> _PROBLEM TO SOLVE_:
Look through the records below and collect all lines that hold the string "with".

> _DATA SECTION_:
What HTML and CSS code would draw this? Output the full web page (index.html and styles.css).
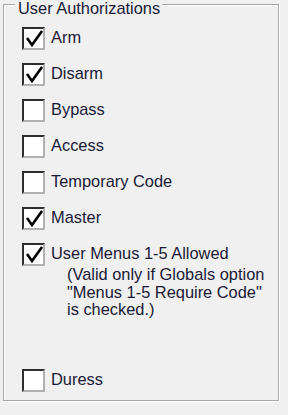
FILE: index.html
```html
<!DOCTYPE html>
<html lang="en">
<head>
    <meta charset="UTF-8">
    <title>User Authorizations</title>
    <link rel="stylesheet" href="styles.css">
</head>
<body>
    <div class="page">
        <div class="group-box">
            <span class="group-title">User Authorizations</span>

            <div class="options">
                <label class="option">
                    <span class="check checked"><svg viewBox="0 0 19 19"><polyline points="3,9 8,16 18,2"></polyline></svg></span>
                    <span class="option-text">Arm</span>
                </label>
                <label class="option">
                    <span class="check checked"><svg viewBox="0 0 19 19"><polyline points="3,9 8,16 18,2"></polyline></svg></span>
                    <span class="option-text">Disarm</span>
                </label>
                <label class="option">
                    <span class="check"></span>
                    <span class="option-text">Bypass</span>
                </label>
                <label class="option">
                    <span class="check"></span>
                    <span class="option-text">Access</span>
                </label>
                <label class="option">
                    <span class="check"></span>
                    <span class="option-text">Temporary Code</span>
                </label>
                <label class="option">
                    <span class="check checked"><svg viewBox="0 0 19 19"><polyline points="3,9 8,16 18,2"></polyline></svg></span>
                    <span class="option-text">Master</span>
                </label>
                <label class="option">
                    <span class="check checked"><svg viewBox="0 0 19 19"><polyline points="3,9 8,16 18,2"></polyline></svg></span>
                    <span class="option-text">
                        User Menus 1-5 Allowed
                        <span class="option-note">(Valid only if Globals option "Menus 1-5 Require Code" is checked.)</span>
                    </span>
                </label>
            </div>

            <label class="option option-last">
                <span class="check"></span>
                <span class="option-text">Duress</span>
            </label>
        </div>
    </div>
</body>
</html>
```

FILE: styles.css
```css
* {
    margin: 0;
    padding: 0;
    box-sizing: border-box;
}

body {
    width: 288px;
    height: 415px;
    background: #f0f0f0;
    font-family: "Liberation Sans", Arial, sans-serif;
    font-size: 16.4px;
    color: #1a1a36;
    overflow: hidden;
}

.page {
    padding: 4px 0 0 3px;
}

.group-box {
    position: relative;
    width: 276px;
    height: 397px;
    border: 1px solid #a6a6a6;
    box-shadow: inset 1px 1px 0 #fff, 1px 1px 0 #fff;
    padding: 22px 0 8px 18px;
    display: flex;
    flex-direction: column;
}

.group-title {
    position: absolute;
    top: -5px;
    left: 11px;
    padding: 0 2px 0 3px;
    line-height: 16px;
    background: #f0f0f0;
}

.options {
    display: flex;
    flex-direction: column;
    gap: 13px;
}

.option {
    display: flex;
    align-items: flex-start;
    gap: 6px;
}

.option-last {
    margin-top: auto;
}

.check {
    flex: none;
    width: 23px;
    height: 23px;
    background: #fff;
    border-style: solid;
    border-width: 2px;
    border-color: #2e2e2e #b0b0b0 #b0b0b0 #2e2e2e;
}

.check svg {
    display: block;
    width: 19px;
    height: 19px;
    overflow: visible;
}

.check svg polyline {
    fill: none;
    stroke: #000;
    stroke-width: 2.6;
    stroke-linecap: butt;
    stroke-linejoin: miter;
}

.option-text {
    line-height: 21px;
}

.option-note {
    display: block;
    margin: 2px 0 0 16px;
    line-height: 17.5px;
    width: 200px;
}
```
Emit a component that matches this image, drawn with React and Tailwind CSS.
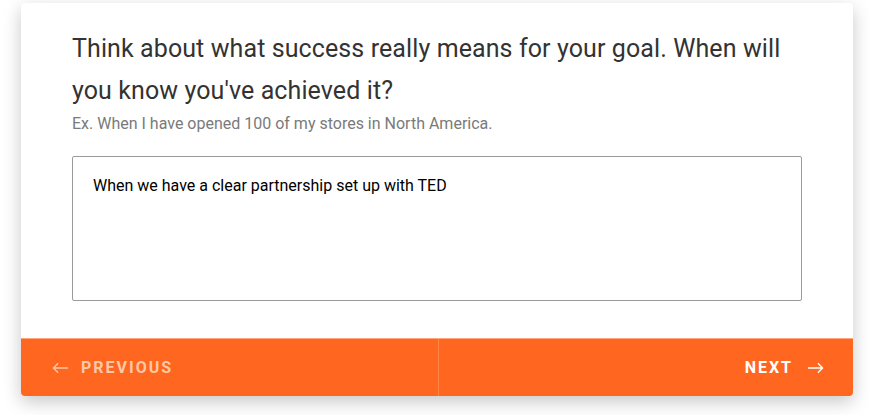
import React, { useState } from 'react';

function ArrowLeft({ className }) {
  return (
    <svg className={className} viewBox="0 0 18 12" fill="none" stroke="currentColor" strokeWidth="1.4">
      <path d="M17 6H1.5M6.5 1L1.5 6l5 5" />
    </svg>
  );
}

function ArrowRight({ className }) {
  return (
    <svg className={className} viewBox="0 0 18 12" fill="none" stroke="currentColor" strokeWidth="1.4">
      <path d="M1 6h15.5M11.5 1l5 5-5 5" />
    </svg>
  );
}

export default function App() {
  const [answer, setAnswer] = useState('When we have a clear partnership set up with TED');

  return (
    <div className="w-[878px] h-[415px] bg-white pt-[3px] pl-[21px] font-['Roboto',sans-serif]">
      <div className="w-[832px] h-[393px] bg-white rounded-[4px] shadow-[0_6px_18px_rgba(0,0,0,0.22)] flex flex-col overflow-hidden">
        {/* Question */}
        <div className="flex-1 px-[51px] pt-[25px]">
          <h2 className="max-w-[712px] text-[25px] leading-[42px] tracking-[0.1px] text-[#333] font-normal">
            Think about what success really means for your goal. When will you know you've achieved it?
          </h2>
          <p className="text-[16px] leading-[20px] text-[#7a7a7a] mt-[2px]">
            Ex. When I have opened 100 of my stores in North America.
          </p>
          <textarea
            value={answer}
            onChange={(e) => setAnswer(e.target.value)}
            className="mt-[22px] block w-[730px] h-[145px] resize-none border border-[#9b9b9b] rounded-[2px] px-[20px] pt-[18px] text-[16px] leading-[22px] text-black outline-none"
          />
        </div>

        {/* Navigation */}
        <div className="h-[58px] bg-[#ff6720] border-t border-[#ffa77c] flex">
          <button className="flex-1 flex items-center gap-[12px] pl-[31px] text-[#ffc8a8] border-r border-[#ff8548]">
            <ArrowLeft className="w-[17px] h-[12px]" />
            <span className="text-[16px] font-bold tracking-[2px]">PREVIOUS</span>
          </button>
          <button className="flex-1 flex items-center justify-end gap-[14px] pr-[29px] text-white">
            <span className="text-[16px] font-bold tracking-[2px]">NEXT</span>
            <ArrowRight className="w-[17px] h-[12px]" />
          </button>
        </div>
      </div>
    </div>
  );
}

> _EXERCISE RESULT_:
Emit a component that matches this image, drawn with React and Tailwind CSS.
  const [answer, setAnswer] = useState('When we have a clear partnership set up with TED');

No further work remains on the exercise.